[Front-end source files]
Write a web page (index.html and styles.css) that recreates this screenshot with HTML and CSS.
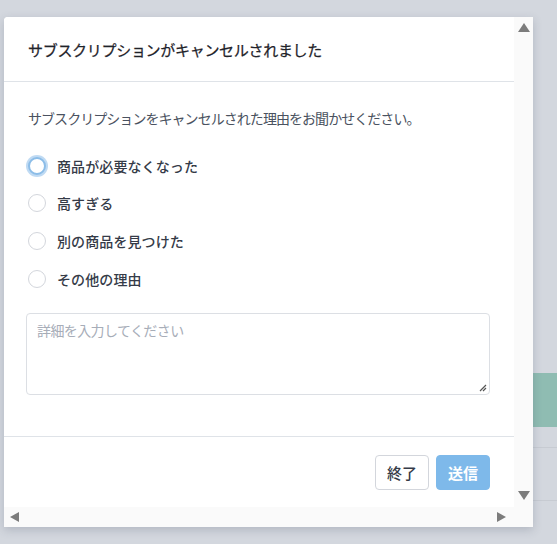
FILE: index.html
```html
<!DOCTYPE html>
<html lang="ja">
<head>
<meta charset="utf-8">
<title>サブスクリプションがキャンセルされました</title>
<link rel="stylesheet" href="styles.css">
</head>
<body>
<div class="backdrop">
  <div class="bg-spacer"></div>
  <div class="bg-row bg-teal"></div>
  <div class="bg-row bg-line bg-line-short"></div>
  <div class="bg-row bg-line"></div>
</div>

<div class="dialog" role="dialog" aria-labelledby="dlg-title">
  <div class="viewport">
    <header class="dlg-header">
      <h2 id="dlg-title" class="dlg-title">サブスクリプションがキャンセルされました</h2>
    </header>
    <div class="dlg-body">
      <p class="dlg-desc">サブスクリプションをキャンセルされた理由をお聞かせください。</p>
      <ul class="reasons">
        <li class="reason"><span class="radio radio-focus"></span><span class="reason-label">商品が必要なくなった</span></li>
        <li class="reason"><span class="radio"></span><span class="reason-label">高すぎる</span></li>
        <li class="reason"><span class="radio"></span><span class="reason-label">別の商品を見つけた</span></li>
        <li class="reason"><span class="radio"></span><span class="reason-label">その他の理由</span></li>
      </ul>
      <div class="textarea">
        <span class="placeholder">詳細を入力してください</span>
        <svg class="grip" width="8" height="8" viewBox="0 0 8 8"><path d="M7 1 L1 7 M7 4 L4 7" stroke="#555" stroke-width="1.2" fill="none"/></svg>
      </div>
    </div>
    <footer class="dlg-footer">
      <button class="btn btn-close" type="button">終了</button>
      <button class="btn btn-send" type="button">送信</button>
    </footer>
  </div>
  <div class="vscroll">
    <span class="arrow arrow-up"></span>
    <span class="arrow arrow-down"></span>
  </div>
  <div class="hscroll">
    <span class="arrow arrow-left"></span>
    <span class="arrow arrow-right"></span>
  </div>
  <div class="corner"></div>
</div>
</body>
</html>
```
FILE: styles.css
```css
html, body {
  margin: 0;
  padding: 0;
}
body {
  width: 557px;
  height: 544px;
  overflow: hidden;
  background: #d3d7de;
  font-family: "Noto Sans CJK JP", "Noto Sans", sans-serif;
  position: relative;
}

.backdrop {
  display: flex;
  flex-direction: column;
  margin-left: 510px;
}
.bg-spacer { height: 373px; }
.bg-row { height: 54px; }
.bg-teal { background: #8fbcb2; }
.bg-line { height: 52px; border-bottom: 1px solid #c7cbd2; }
.bg-line-short { height: 20px; }

.dialog {
  position: absolute;
  left: 4px;
  top: 17px;
  width: 529px;
  height: 510px;
  display: grid;
  grid-template-columns: 1fr 19px;
  grid-template-rows: 1fr 20px;
  background: #fff;
  border-radius: 4px 0 0 0;
  box-shadow: 0 3px 10px rgba(60, 70, 90, 0.22);
  overflow: hidden;
}

.viewport {
  display: flex;
  flex-direction: column;
  min-height: 0;
  background: #fff;
}

.dlg-header {
  height: 64px;
  border-bottom: 1px solid #dfe3e8;
  display: flex;
  align-items: center;
  padding: 0 24px;
  flex: none;
}
.dlg-title {
  margin: 0;
  font-size: 15px;
  font-weight: 400;
  color: #1f232a;
  letter-spacing: -0.3px;
  padding-top: 1px;
  -webkit-text-stroke: 0.25px #1f232a;
}

.dlg-body {
  flex: 1;
  padding: 24px 24px 0 22px;
}
.dlg-desc {
  margin: 0;
  font-size: 14px;
  line-height: 24px;
  color: #4a5260;
  letter-spacing: -0.95px;
  padding-left: 2px;
}

.reasons {
  list-style: none;
  margin: 17px 0 0;
  padding: 0 0 0 1px;
}
.reason {
  height: 37.67px;
  display: flex;
  align-items: center;
}
.radio {
  width: 16px;
  height: 16px;
  border: 1px solid #d3d6dc;
  border-radius: 50%;
  background: #fff;
  flex: none;
  margin-left: 1px;
  margin-right: 11px;
}
.radio-focus {
  border: 2px solid #8cbde8;
  width: 14px;
  height: 14px;
  box-shadow: 0 0 0 2px rgba(164, 202, 238, 0.7);
}
.reason-label {
  font-size: 14px;
  font-weight: 500;
  color: #353b48;
  letter-spacing: 0.1px;
}

.textarea {
  margin-top: 15px;
  height: 82px;
  box-sizing: border-box;
  border: 1px solid #dcdfe4;
  border-radius: 4px;
  position: relative;
  padding: 3px 10px;
}
.placeholder {
  font-size: 14px;
  color: #a7adb8;
  letter-spacing: -0.6px;
}
.grip {
  position: absolute;
  right: 2px;
  bottom: 2px;
}

.dlg-footer {
  flex: none;
  height: 70px;
  border-top: 1px solid #dfe3e8;
  display: flex;
  justify-content: flex-end;
  align-items: center;
  gap: 7px;
  padding: 0 24px;
}
.btn {
  height: 35px;
  width: 54px;
  border-radius: 4px;
  font-family: inherit;
  font-size: 15px;
  font-weight: 500;
  padding: 0;
  cursor: pointer;
}
.btn-close {
  background: #fff;
  border: 1px solid #d3d6dc;
  color: #353b48;
}
.btn-send {
  background: #7eb9ea;
  border: 1px solid #7eb9ea;
  color: #fff;
  font-weight: 700;
}

.vscroll {
  background: #fafafa;
  display: flex;
  flex-direction: column;
  justify-content: space-between;
  align-items: center;
  padding: 6px 0 7px;
}
.hscroll {
  background: #fafafa;
  display: flex;
  justify-content: space-between;
  align-items: center;
  padding: 0 8px 0 6px;
}
.corner { background: #fafafa; }

.arrow {
  width: 0;
  height: 0;
  border-style: solid;
}
.arrow-up {
  border-width: 0 6px 9px 6px;
  border-color: transparent transparent #7c7c7c transparent;
}
.arrow-down {
  border-width: 9px 6px 0 6px;
  border-color: #7c7c7c transparent transparent transparent;
}
.arrow-left {
  border-width: 5.5px 9px 5.5px 0;
  border-color: transparent #7c7c7c transparent transparent;
}
.arrow-right {
  border-width: 5.5px 0 5.5px 9px;
  border-color: transparent transparent transparent #7c7c7c;
}
```
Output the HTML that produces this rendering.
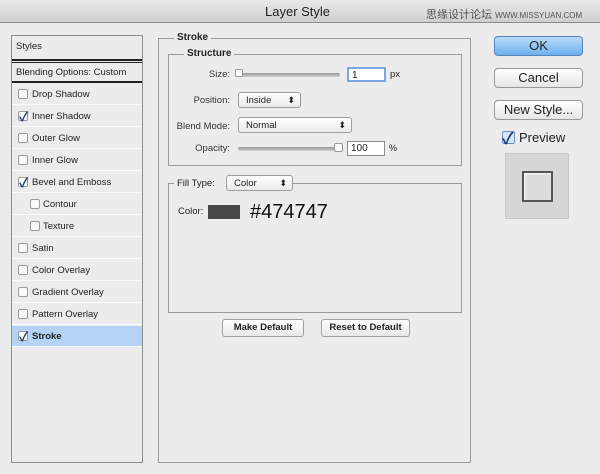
<!DOCTYPE html>
<html><head><style>
*{margin:0;padding:0;box-sizing:border-box}
body{width:600px;height:474px;background:#ececec;font-family:"Liberation Sans","Noto Sans CJK SC",sans-serif;font-size:10px;color:#222;position:relative;overflow:hidden}
.a{position:absolute}
.title{left:0;top:0;width:600px;height:23px;background:linear-gradient(#e9e9e9,#cfcfcf);border-bottom:1px solid #8a8a8a}
.panel{left:11px;top:35px;width:132px;height:428px;border:1px solid #8c8c8c;background:#ececec}
.row{position:absolute;left:0;width:130px;height:21px;border-bottom:1px solid #fafafa;line-height:21px;padding-left:20px;font-size:9.5px}
.cb{position:absolute;left:6px;top:5px;width:10px;height:10px;border:1px solid #9a9a9a;border-radius:2px;background:#fafafa}
.ck:after{content:"✓";position:absolute;left:0;top:-6px;font-size:13px;font-weight:bold;color:#1d3f7a}
.box{border:1px solid #9a9a9a}
.leg{background:#ececec;padding:0 3px;font-weight:bold;font-size:10px}
.sel{background:linear-gradient(#fff,#eaeaea);border:1px solid #9c9c9c;border-radius:3px;height:16px;line-height:15px;padding-left:7px;font-size:9.5px}
.sel:after{content:"⬍";position:absolute;right:5px;top:0;font-size:9px}
.lbl{text-align:right;font-size:9.5px;color:#333}
.sl{height:4px;background:linear-gradient(#999,#ccc);border-radius:2px}
.inp{background:#fff;border:1px solid #8d8d8d;font-size:10px;padding-left:3px;line-height:13px}
.btn{background:linear-gradient(#fff,#e6e6e6);border:1px solid #999;border-radius:4px;text-align:center;font-size:13px}
.sb{background:linear-gradient(#fff,#e8e8e8);border:1px solid #a0a0a0;border-radius:3px;text-align:center;font-size:9.5px;font-weight:bold;line-height:15px}
</style></head><body>
<div class="a title"></div>
<div class="a" style="left:265px;top:4px;font-size:13px;color:#222">Layer Style</div>
<div class="a" style="left:426px;top:6px;font-size:11px;color:#555">思缘设计论坛 <span style="font-size:8px;letter-spacing:0">WWW.MISSYUAN.COM</span></div>

<div class="a panel">
<div class="row" style="top:0;height:23px;padding-left:4px;line-height:22px;border:none">Styles</div>
<div class="a" style="left:0;top:23px;width:130px;height:4px;border-top:2px solid #222;border-bottom:1px solid #222"></div>
<div class="row" style="top:27px;padding-left:4px;height:20px;line-height:20px;border-bottom:2px solid #222">Blending Options: Custom</div>
<div class="row" style="top:48px"><span class="cb"></span>Drop Shadow</div>
<div class="row" style="top:70px"><span class="cb ck"></span>Inner Shadow</div>
<div class="row" style="top:92px"><span class="cb"></span>Outer Glow</div>
<div class="row" style="top:114px"><span class="cb"></span>Inner Glow</div>
<div class="row" style="top:136px"><span class="cb ck"></span>Bevel and Emboss</div>
<div class="row" style="top:158px;padding-left:31px"><span class="cb" style="left:18px"></span>Contour</div>
<div class="row" style="top:180px;padding-left:31px"><span class="cb" style="left:18px"></span>Texture</div>
<div class="row" style="top:202px"><span class="cb"></span>Satin</div>
<div class="row" style="top:224px"><span class="cb"></span>Color Overlay</div>
<div class="row" style="top:246px"><span class="cb"></span>Gradient Overlay</div>
<div class="row" style="top:268px"><span class="cb"></span>Pattern Overlay</div>
<div class="row" style="top:290px;background:#b5d3f5;font-weight:bold"><span class="cb ck"></span>Stroke</div>
</div>

<div class="a box" style="left:158px;top:38px;width:313px;height:425px"></div>
<div class="a leg" style="left:174px;top:32px">Stroke</div>
<div class="a box" style="left:168px;top:54px;width:294px;height:112px"></div>
<div class="a leg" style="left:184px;top:48px">Structure</div>

<div class="a lbl" style="left:180px;top:69px;width:50px">Size:</div>
<div class="a sl" style="left:238px;top:73px;width:102px"></div>
<div class="a" style="left:235px;top:69px;width:8px;height:8px;background:#fff;border:1px solid #999;border-radius:2px"></div>
<div class="a inp" style="left:347px;top:67px;width:39px;height:15px;border:2px solid #7aa7df">1</div>
<div class="a" style="left:390px;top:69px;font-size:9.5px">px</div>

<div class="a lbl" style="left:170px;top:95px;width:60px">Position:</div>
<div class="a sel" style="left:238px;top:92px;width:63px">Inside</div>
<div class="a lbl" style="left:170px;top:121px;width:60px">Blend Mode:</div>
<div class="a sel" style="left:238px;top:117px;width:114px">Normal</div>
<div class="a lbl" style="left:170px;top:143px;width:60px">Opacity:</div>
<div class="a sl" style="left:238px;top:147px;width:102px"></div>
<div class="a" style="left:334px;top:143px;width:9px;height:9px;background:#fff;border:1px solid #999;border-radius:2px"></div>
<div class="a inp" style="left:347px;top:141px;width:38px;height:15px">100</div>
<div class="a" style="left:389px;top:143px;font-size:9px">%</div>

<div class="a box" style="left:168px;top:183px;width:294px;height:130px"></div>
<div class="a" style="left:174px;top:176px;width:118px;height:16px;background:#ececec"></div>
<div class="a" style="left:177px;top:178px;font-size:9.5px">Fill Type:</div>
<div class="a sel" style="left:226px;top:175px;width:67px">Color</div>
<div class="a" style="left:178px;top:206px;font-size:9.5px">Color:</div>
<div class="a" style="left:208px;top:205px;width:32px;height:14px;background:#474747"></div>
<div class="a" style="left:250px;top:201px;font-size:20px;color:#111">#474747</div>

<div class="a sb" style="left:222px;top:319px;width:82px;height:18px">Make Default</div>
<div class="a sb" style="left:321px;top:319px;width:89px;height:18px">Reset to Default</div>

<div class="a btn" style="left:494px;top:36px;width:89px;height:20px;background:linear-gradient(#b9dcfa,#6cb0ef);border-color:#5a83b8;line-height:18px">OK</div>
<div class="a btn" style="left:494px;top:68px;width:89px;height:20px;line-height:18px">Cancel</div>
<div class="a btn" style="left:494px;top:100px;width:89px;height:20px;line-height:18px">New Style...</div>
<div class="a" style="left:502px;top:131px;width:13px;height:13px;border:1px solid #6a8fc0;border-radius:2px;background:#d8e8fa"></div>
<div class="a" style="left:502px;top:125px;font-size:16px;font-weight:bold;color:#1d3f7a">✓</div>
<div class="a" style="left:519px;top:130px;font-size:13px">Preview</div>
<div class="a" style="left:505px;top:153px;width:64px;height:66px;background:#d6d6d6;border:1px solid #c8c8c8"></div>
<div class="a" style="left:522px;top:171px;width:31px;height:31px;background:#dcdcdc;border:2px solid #555;box-shadow:inset 1px 1px 2px #fff"></div>
</body></html>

### REQUIRED WORK
Copy out every line where the word "this" occurs.

### SOLUTION BELOW
Write a web page (index.html and styles.css) that recreates this screenshot with HTML and CSS.
Output the HTML that produces this rendering.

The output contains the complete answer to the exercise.